Using the data below, gather each line that includes the word "Tailwind".

[Rows from a dataset]
* * *
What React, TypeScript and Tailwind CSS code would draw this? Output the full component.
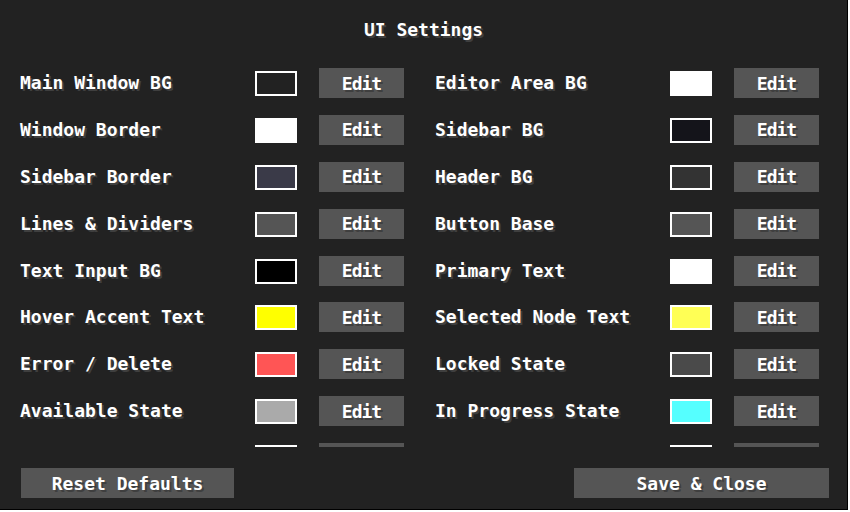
import React from "react";

type Item = { label: string; color: string };

const left: Item[] = [
  { label: "Main Window BG", color: "bg-[#222222]" },
  { label: "Window Border", color: "bg-[#ffffff]" },
  { label: "Sidebar Border", color: "bg-[#3a3a48]" },
  { label: "Lines & Dividers", color: "bg-[#555555]" },
  { label: "Text Input BG", color: "bg-[#000000]" },
  { label: "Hover Accent Text", color: "bg-[#ffff00]" },
  { label: "Error / Delete", color: "bg-[#ff5555]" },
  { label: "Available State", color: "bg-[#aaaaaa]" },
  { label: "", color: "bg-[#55ff55]" },
];

const right: Item[] = [
  { label: "Editor Area BG", color: "bg-[#ffffff]" },
  { label: "Sidebar BG", color: "bg-[#14141a]" },
  { label: "Header BG", color: "bg-[#333333]" },
  { label: "Button Base", color: "bg-[#555555]" },
  { label: "Primary Text", color: "bg-[#ffffff]" },
  { label: "Selected Node Text", color: "bg-[#ffff55]" },
  { label: "Locked State", color: "bg-[#4a4a4a]" },
  { label: "In Progress State", color: "bg-[#55ffff]" },
  { label: "", color: "bg-[#aaaaaa]" },
];

const font =
  "font-['DejaVu_Sans_Mono',monospace] font-bold text-[18px] text-white [text-shadow:2px_2px_0_#3f3f3f] whitespace-nowrap";

function Row({ item, last }: { item: Item; last?: boolean }) {
  return (
    <div className="flex items-start h-[30px]">
      <div className={`${font} w-[235px] leading-[30px]`}>{item.label}</div>
      <div className={`${last ? "mt-[2px]" : "mt-[3px]"} w-[42px] h-[25px] border-2 border-white ${item.color}`} />
      <button
        className={`${font} ml-[22px] w-[85px] h-[30px] bg-[#555555] flex items-center justify-center tracking-[-1px]`}
      >
        {last ? "" : "Edit"}
      </button>
    </div>
  );
}

export default function App() {
  const rows = left.map((l, i) => [l, right[i]] as const);
  return (
    <div className="w-[850px] h-[512px] bg-white">
      <div className="w-[848px] h-[510px] bg-[#222222] border-r border-b border-black flex flex-col">
        <div className={`${font} h-[59px] flex items-center justify-center`}>UI Settings</div>
        <div className="h-[388px] overflow-hidden pt-[9px]">
          <div className="grid grid-cols-[384px_384px] gap-x-[31px] gap-y-[16.875px] pl-[20px]">
            {rows.map(([l, r], i) => (
              <React.Fragment key={i}>
                <Row item={l} last={i === rows.length - 1} />
                <Row item={r} last={i === rows.length - 1} />
              </React.Fragment>
            ))}
          </div>
        </div>
        <div className="mt-[21px] flex justify-between pl-[21px] pr-[18px]">
          <button className={`${font} w-[213px] h-[30px] bg-[#555555] flex items-center justify-center`}>
            Reset Defaults
          </button>
          <button className={`${font} w-[255px] h-[30px] bg-[#555555] flex items-center justify-center`}>
            Save &amp; Close
          </button>
        </div>
      </div>
    </div>
  );
}
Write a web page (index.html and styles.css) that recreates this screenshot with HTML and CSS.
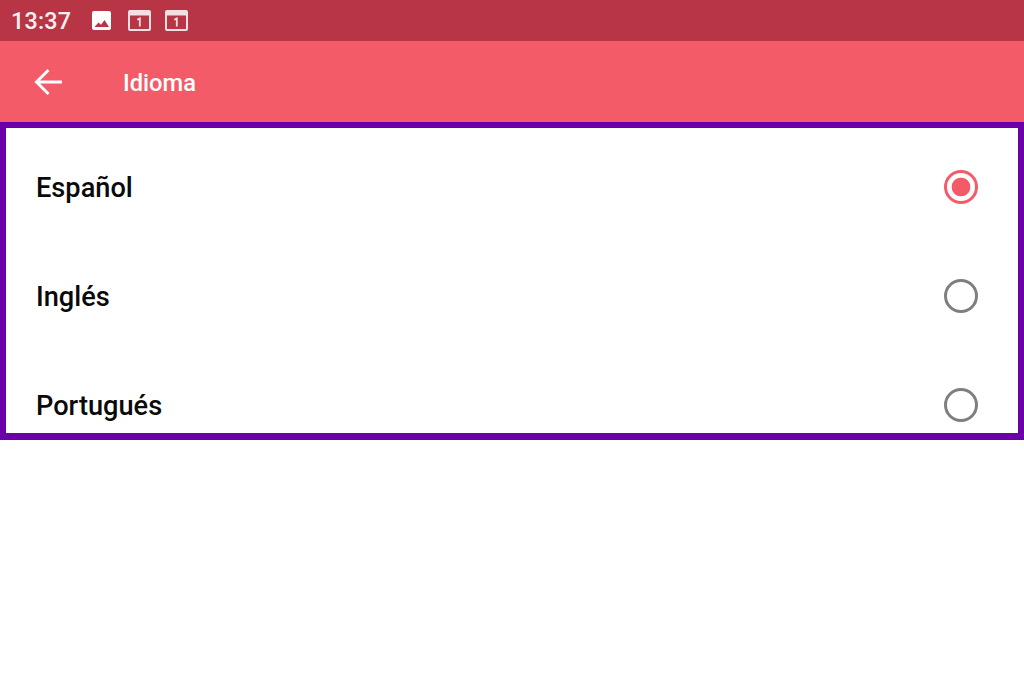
FILE: index.html
```html
<!DOCTYPE html>
<html lang="es">
<head>
<meta charset="utf-8">
<title>Idioma</title>
<link rel="stylesheet" href="styles.css">
</head>
<body>
<div class="status-bar">
  <span class="clock">13:37</span>
  <div class="status-icons">
    <svg class="ic-image" width="19" height="19" viewBox="0 0 19 19"><path fill="#fff" fill-rule="evenodd" d="M2 0h15a2 2 0 0 1 2 2v15a2 2 0 0 1-2 2H2a2 2 0 0 1-2-2V2a2 2 0 0 1 2-2zM2.500 16h14.500l-4.500-7-3.500 4.800-2.500-2.300z"/></svg>
    <svg class="ic-cal" width="23" height="21" viewBox="0 0 23 21"><rect x="1" y="1" width="21" height="19" rx="1" fill="none" stroke="#f4dfe2" stroke-width="2"/><rect x="1" y="1" width="21" height="4.500" fill="#f4dfe2"/><path d="M9.300 9.800 11.800 8.500v8" fill="none" stroke="#f4dfe2" stroke-width="1.800"/></svg>
    <svg class="ic-cal" width="23" height="21" viewBox="0 0 23 21"><rect x="1" y="1" width="21" height="19" rx="1" fill="none" stroke="#f4dfe2" stroke-width="2"/><rect x="1" y="1" width="21" height="4.500" fill="#f4dfe2"/><path d="M9.300 9.800 11.800 8.500v8" fill="none" stroke="#f4dfe2" stroke-width="1.800"/></svg>
  </div>
</div>
<header class="app-bar">
  <svg class="back" width="28" height="28" viewBox="0 0 28 28"><path d="M28 14H3M14.500 2 2.500 14l12 12" fill="none" stroke="#fff" stroke-width="3"/></svg>
  <h1 class="title">Idioma</h1>
</header>
<main class="panel">
  <div class="row"><span class="label">Español</span><span class="radio radio-on"></span></div>
  <div class="row"><span class="label">Inglés</span><span class="radio"></span></div>
  <div class="row"><span class="label">Portugués</span><span class="radio"></span></div>
</main>
</body>
</html>
```
FILE: styles.css
```css
* { box-sizing: border-box; }
html, body { margin: 0; padding: 0; height: 100%; overflow: hidden; background: #fff; }
body { font-family: Roboto, "Noto Sans", sans-serif; }

.status-bar {
  height: 41px;
  background: #b73544;
  display: flex;
  align-items: center;
  padding-left: 11px;
  color: #fbeef0;
}
.clock { font-size: 23.300px; letter-spacing: 0.2px; font-weight: 500; }
.status-icons { display: flex; align-items: center; gap: 14.500px; margin-left: 21px; }
.ic-image { margin-right: 2px; }

.app-bar {
  height: 81px;
  background: #f35b69;
  display: flex;
  align-items: center;
  padding-left: 34px;
}
.back { flex: none; }
.title {
  margin: 3px 0 0 61px;
  font-size: 23.700px;
  font-weight: 500;
  color: #fff;
}

.panel {
  height: 318px;
  border: 6px solid #6a00a8;
  border-bottom-width: 7px;
  padding-top: 4px;
  overflow: hidden;
  background: #fff;
}
.row {
  height: 109px;
  display: flex;
  align-items: center;
  justify-content: space-between;
  padding: 0 40px 0 30px;
}
.label { font-size: 27.200px; font-weight: 500; color: #0a0a0a; padding-top: 2px; }
.radio {
  width: 34px;
  height: 34px;
  border-radius: 50%;
  border: 3.800px solid #7f7f7f;
  display: block;
}
.radio-on {
  border-color: #f35b69;
  background: radial-gradient(circle, #f35b69 0 9px, #fff 9.700px);
}
```
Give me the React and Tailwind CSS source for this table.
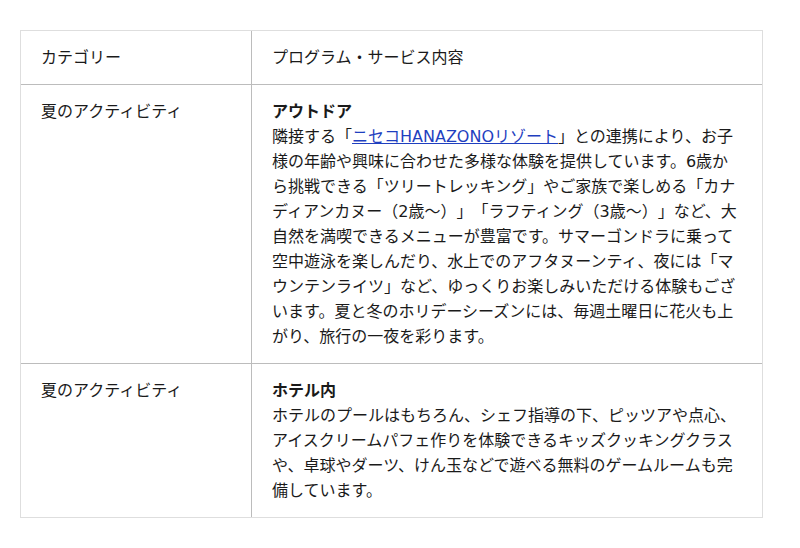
const rows = [
  {
    category: '夏のアクティビティ',
    title: 'アウトドア',
    body: (
      <>
        隣接する「
        <a href="#" className="text-[#1f3fbf] underline">
          ニセコHANAZONOリゾート
        </a>
        」との連携により、お子様の年齢や興味に合わせた多様な体験を提供しています。6歳から挑戦できる「ツリートレッキング」やご家族で楽しめる「カナディアンカヌー（2歳～）」「ラフティング（3歳～）」など、大自然を満喫できるメニューが豊富です。サマーゴンドラに乗って空中遊泳を楽しんだり、水上でのアフタヌーンティ、夜には「マウンテンライツ」など、ゆっくりお楽しみいただける体験もございます。夏と冬のホリデーシーズンには、毎週土曜日に花火も上がり、旅行の一夜を彩ります。
      </>
    ),
  },
  {
    category: '夏のアクティビティ',
    title: 'ホテル内',
    body: 'ホテルのプールはもちろん、シェフ指導の下、ピッツアや点心、アイスクリームパフェ作りを体験できるキッズクッキングクラスや、卓球やダーツ、けん玉などで遊べる無料のゲームルームも完備しています。',
  },
];

export default function App() {
  return (
    <div className="min-h-[548px] bg-white pt-[30px] pl-[20px] font-['DejaVu_Sans','Noto_Sans_CJK_JP',sans-serif] text-[16px] leading-[25px] text-[#1a1a1a] [text-spacing-trim:space-all]">
      <div className="w-[743px] border border-[#dedede]">
        <div className="flex">
          <div className="w-[230px] px-5 py-[14px]">カテゴリー</div>
          <div className="flex-1 border-l border-[#bcbcbc] px-5 py-[14px]">
            プログラム・サービス内容
          </div>
        </div>

        {rows.map((row) => (
          <div key={row.title} className="flex border-t border-[#bcbcbc]">
            <div className="w-[230px] px-5 py-[14px]">{row.category}</div>
            <div className="flex-1 border-l border-[#bcbcbc] px-5 py-[14px]">
              <div className="font-bold">{row.title}</div>
              <p>{row.body}</p>
            </div>
          </div>
        ))}
      </div>
    </div>
  );
}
* * *
[Task solution]
What React, TypeScript and Tailwind CSS code would draw this? Output the full component.
Give me the React and Tailwind CSS source for this table.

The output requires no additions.